Весьма меткое, на наш взгляд, сравнение и полезное, особенно ввиду того, что очень часто обоих мыслителей подводят под одну и ту же рубрику «экзистенциализм» и молчаливо предполагают принципиальную общность их воззрений. Приведенное же высказывание заставляет задуматься, чего же у них все-таки больше: общего или различного. Одним словом, мы лишний раз убеждаемся, что нельзя давать себя обманывать «этикеткам» — общим названиям, укоренившимся обозначениям — и бездумно им следовать. Всегда и во всем, как указывал В. И. Ленин, нужен «конкретный анализ конкретной ситуации», а не подгонка фактов под схему.
Правда, следует предостеречь читателя, чтобы у него не сложилось мнение, будто в этом сравнении преимущество на стороне Хайдеггера абсолютно и безусловно.
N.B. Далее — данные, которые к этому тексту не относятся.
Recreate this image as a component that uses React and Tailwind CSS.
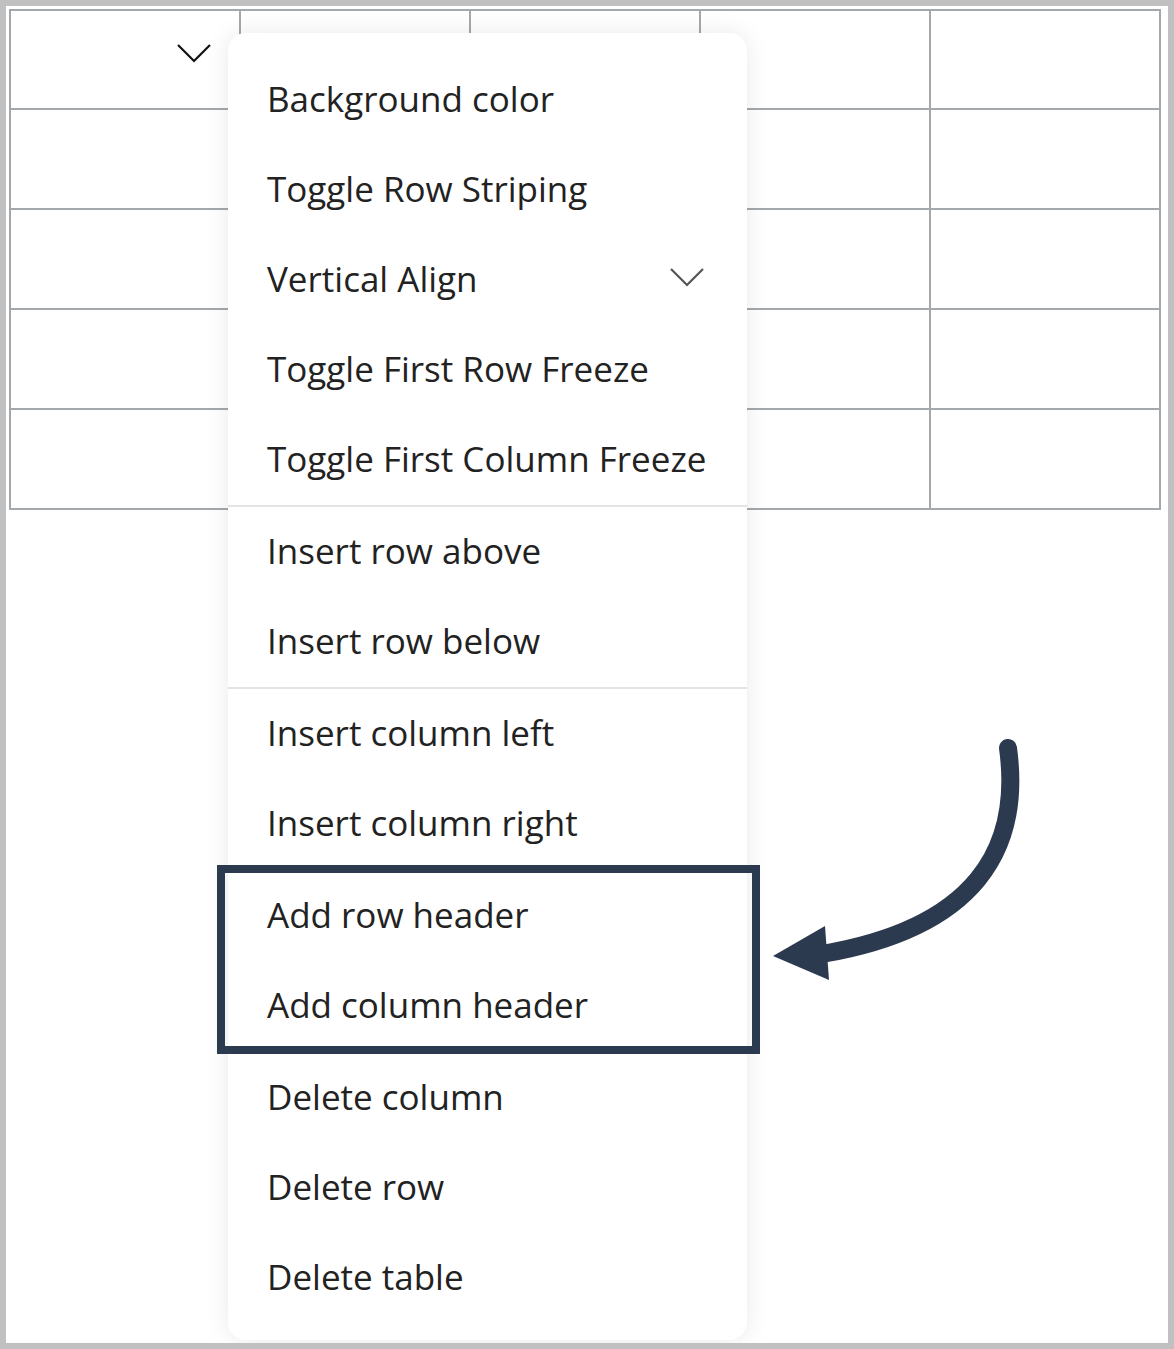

Увы, возвышенная поэтичность стиля мышления досократиков, которой Хайдегтер старался пропитать свою философию начиная с середины 30-х годов, не помешала ему заигрывать с нацистским рейхом и даже верой и правдой несколько лет служить режиму на посту ректора Фрейбургского университета. И в то же время Сартр со всеми его декадентскими симпатиями и копаниями в грязной ветоши человеческого бытия мужественно боролся с фашизмом и всегда оставался демократом и «социалистом чувства».
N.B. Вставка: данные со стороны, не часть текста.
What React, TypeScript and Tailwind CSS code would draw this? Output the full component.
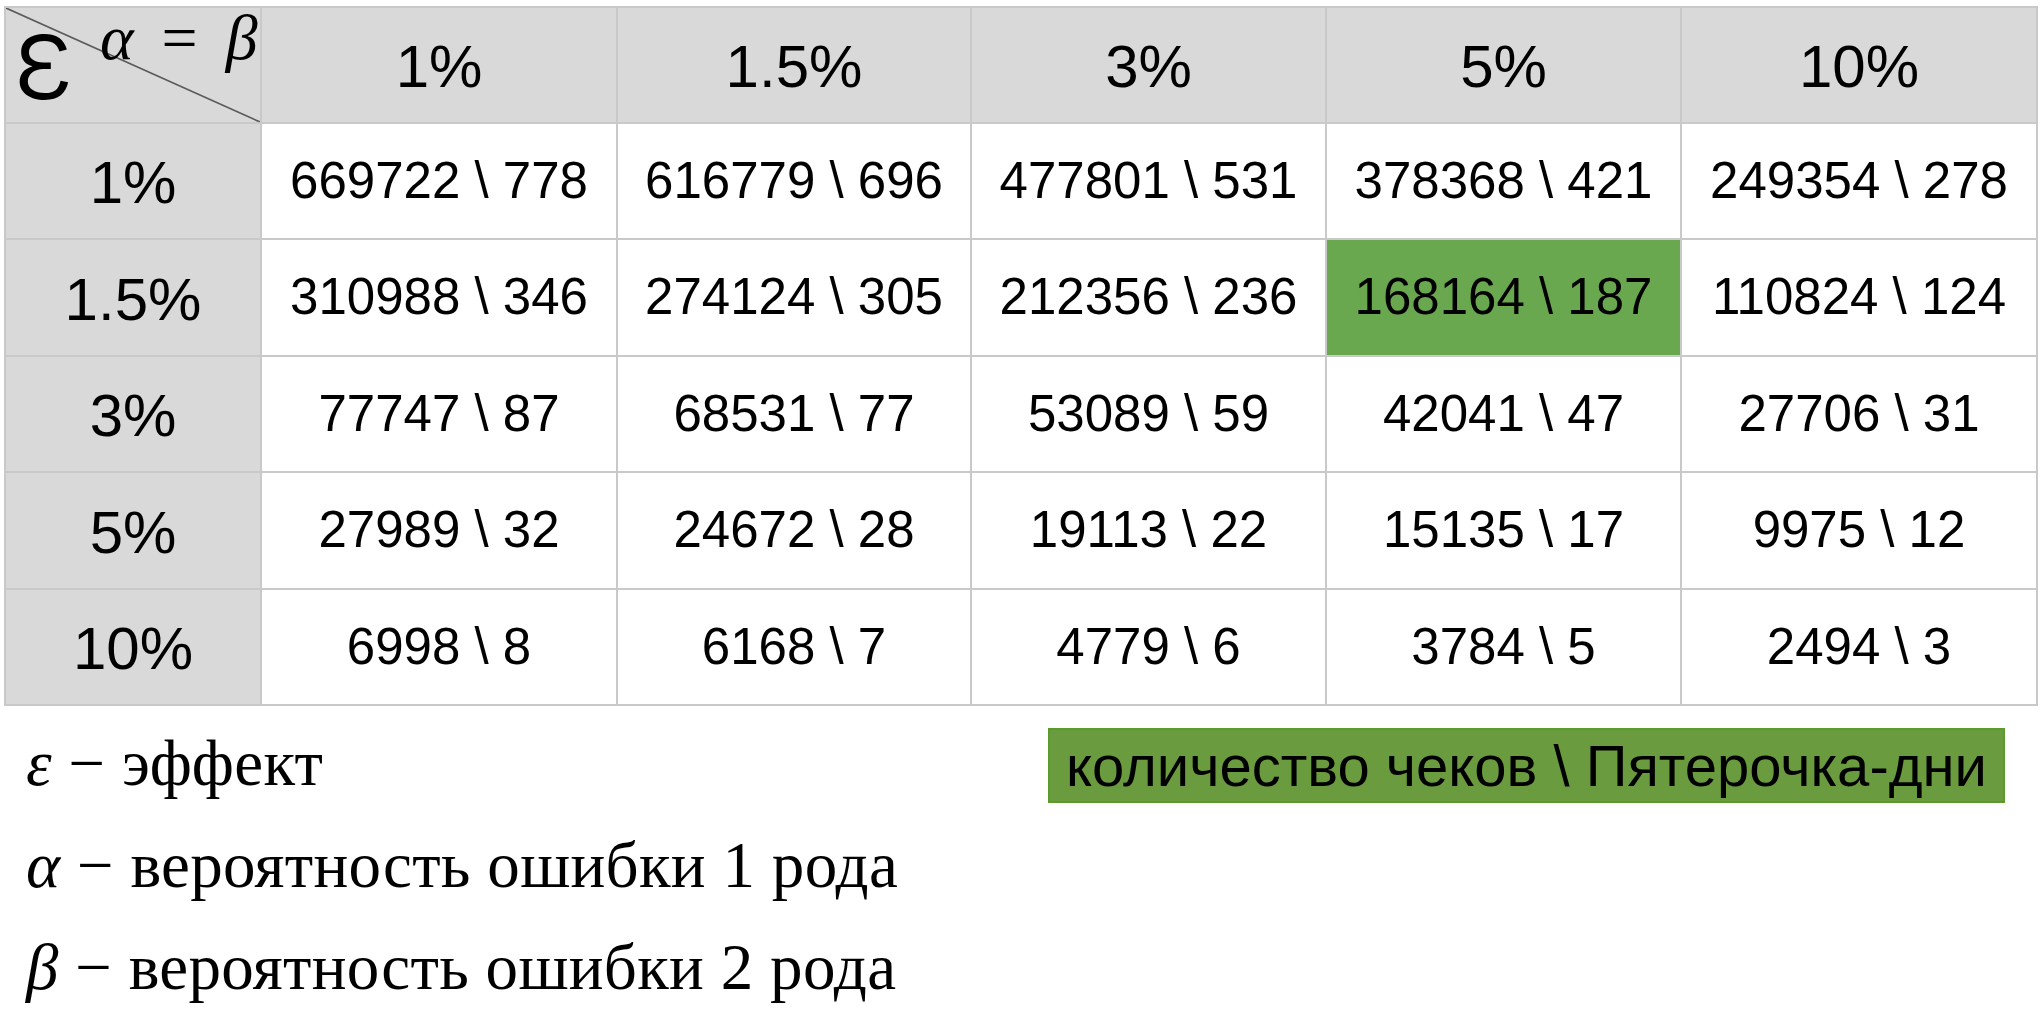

Итак, Рокантен в конце романа «прозрел» и, кажется, нашел выход из кризиса: если нельзя самому быть как глыба стали или гармонический музыкальный напев, взмывающий в небо над слякотью презренного существования, то можно запечатлеть себя в произведении, обладающем этими качествами, и тем «спастись» от скверны «вязкой» повседневности, став легендой в глазах других людей. И вместо биографии маркиза, не нужной никому, Рокантен решает написать роман, чтобы жизнь его обрела смысл и чтобы другие «устыдились своего существования».
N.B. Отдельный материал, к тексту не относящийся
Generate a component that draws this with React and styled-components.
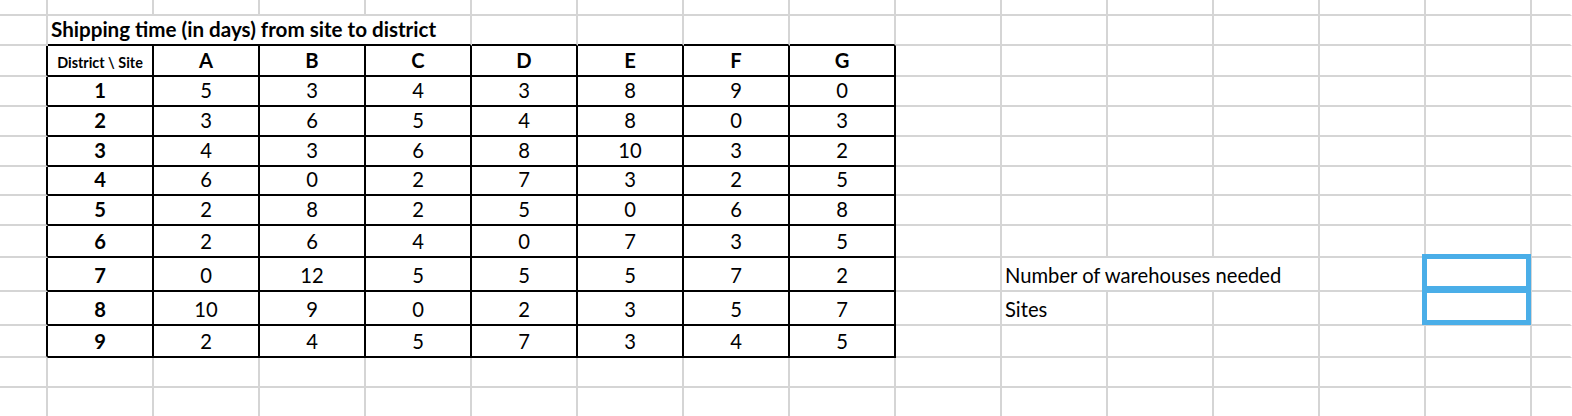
import React from "react";
import styled, { createGlobalStyle } from "styled-components";

const GRID = "#d5d5d5";
const INK = "#000000";
const BLUE = "#4aaee8";

const Global = createGlobalStyle`
  html, body { margin: 0; padding: 0; background: #ffffff; }
  body { font-family: "Lato", "Liberation Sans", sans-serif; color: #000; }
`;

const Sheet = styled.div`
  display: grid;
  grid-template-columns: 48px repeat(14, 106px) 40px;
  grid-template-rows: 16px 30px 31px 30px 30px 30px 29px 30px 32px 34px 34px 32px 30px 30px;
  width: 1572px;
  height: 416px;
  overflow: hidden;
  background: #ffffff;
`;

const borderColor = (kind) => (kind === "ink" ? INK : kind === "none" ? "transparent" : GRID);

const Cell = styled.div`
  position: relative;
  box-sizing: border-box;
  grid-column: span ${(p) => p.$span || 1};
  display: flex;
  align-items: flex-end;
  justify-content: ${(p) => (p.$align === "left" ? "flex-start" : "center")};
  padding: 0 3px ${(p) => (p.$small ? 4 : p.$title ? 2 : 3)}px;
  border-right: 2px solid ${(p) => borderColor(p.$right)};
  border-bottom: 2px solid ${(p) => borderColor(p.$bottom)};
  font-size: ${(p) => (p.$title ? 20.6 : p.$small ? 14.4 : 20.2)}px;
  font-weight: ${(p) => (p.$bold ? 700 : 400)};
  line-height: 1.2;
  white-space: nowrap;
  overflow: visible;
`;

const Selection = styled.div`
  position: absolute;
  top: -4px;
  left: -4px;
  right: -1px;
  bottom: -1px;
  border: 5px solid ${BLUE};
  pointer-events: none;
  z-index: 2;
`;

const SITES = ["A", "B", "C", "D", "E", "F", "G"];
const DATA = [
  [5, 3, 4, 3, 8, 9, 0],
  [3, 6, 5, 4, 8, 0, 3],
  [4, 3, 6, 8, 10, 3, 2],
  [6, 0, 2, 7, 3, 2, 5],
  [2, 8, 2, 5, 0, 6, 8],
  [2, 6, 4, 0, 7, 3, 5],
  [0, 12, 5, 5, 5, 7, 2],
  [10, 9, 0, 2, 3, 5, 7],
  [2, 4, 5, 7, 3, 4, 5],
];

const ROWS = 14;
const COLS = 16;

function buildRow(r) {
  const cells = [];
  const inTable = r >= 2 && r <= 11;
  let c = 0;
  while (c < COLS) {
    const cell = { key: `${r}-${c}`, span: 1, right: "grid", bottom: "grid" };
    if (c === COLS - 1) cell.right = "none";
    if ((r === 1 || inTable) && c >= 1 && c <= 8) cell.bottom = "ink";
    if (inTable && c <= 8) cell.right = "ink";

    if (r === 1 && c === 1) {
      cell.span = 4;
      cell.text = "Shipping time (in days) from site to district";
      cell.bold = true;
      cell.title = true;
      cell.align = "left";
    } else if (r === 2 && c === 1) {
      cell.text = "District \\ Site";
      cell.bold = true;
      cell.small = true;
    } else if (r === 2 && c >= 2 && c <= 8) {
      cell.text = SITES[c - 2];
      cell.bold = true;
    } else if (r >= 3 && r <= 11 && c === 1) {
      cell.text = String(r - 2);
      cell.bold = true;
    } else if (r >= 3 && r <= 11 && c >= 2 && c <= 8) {
      cell.text = String(DATA[r - 3][c - 2]);
    } else if (r === 9 && c === 10) {
      cell.span = 3;
      cell.text = "Number of warehouses needed";
      cell.align = "left";
    } else if (r === 10 && c === 10) {
      cell.text = "Sites";
      cell.align = "left";
    }
    if ((r === 9 || r === 10) && c === 14) cell.selected = true;
    cells.push(cell);
    c += cell.span;
  }
  return cells;
}

export default function App() {
  const rows = [];
  for (let r = 0; r < ROWS; r++) rows.push(...buildRow(r));
  return (
    <>
      <Global />
      <Sheet>
        {rows.map((cell) => (
          <Cell
            key={cell.key}
            $span={cell.span}
            $right={cell.right}
            $bottom={cell.bottom}
            $bold={cell.bold}
            $title={cell.title}
            $small={cell.small}
            $align={cell.align}
          >
            {cell.text}
            {cell.selected && <Selection />}
          </Cell>
        ))}
      </Sheet>
    </>
  );
}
Что же означает этот проект в общем контексте учения Сартра и можно ли считать тождественной позицию автора и его героя? Конечно, в какой-то степени Рокантен — это сам Сартр, рупор его излюбленных идей, и все же, надо думать, к моменту выхода «Тошноты» в свет автор в своем развитии далеко опередил своего героя. С точки зрения онтологии человека, сформулированной в «Бытии и Ничто», проект Рокантена — одно из проявлений «дурной веры», потому что Рокантен жаждет застывшего совершенства бытия — спасения через красоту и, следовательно, бегства от реальности. Это иллюзия и недостаток мужества одновременно. Впрочем, по Сартру, в основе своей это всегда одно и то же: иллюзия порождена боязнью «ясно видеть», страхом перед истиной, какой бы она ни была. Так и Рокантен. Убаюканный пением негритянки, он захотел несбыточного: перенестись в иной мир, по ту сторону тошнотворного болота повседневности. Но «очищающая рефлексия» неумолимо требует от человека стать человеком, именно стать, ибо бог (если бы он существовал) может «быть», как каменное изваяние египетской пустыни, неподвижный тысячелетний свидетель работы космических сил и муравьиных стараний людей, а человек может только «становиться», непрерывным напряжением воли и разума осуществляя «проект свободы» в этом — единственно существующем — мире. Истина требует от человека действия во имя свободы — таков был философский вывод, навеянный романом.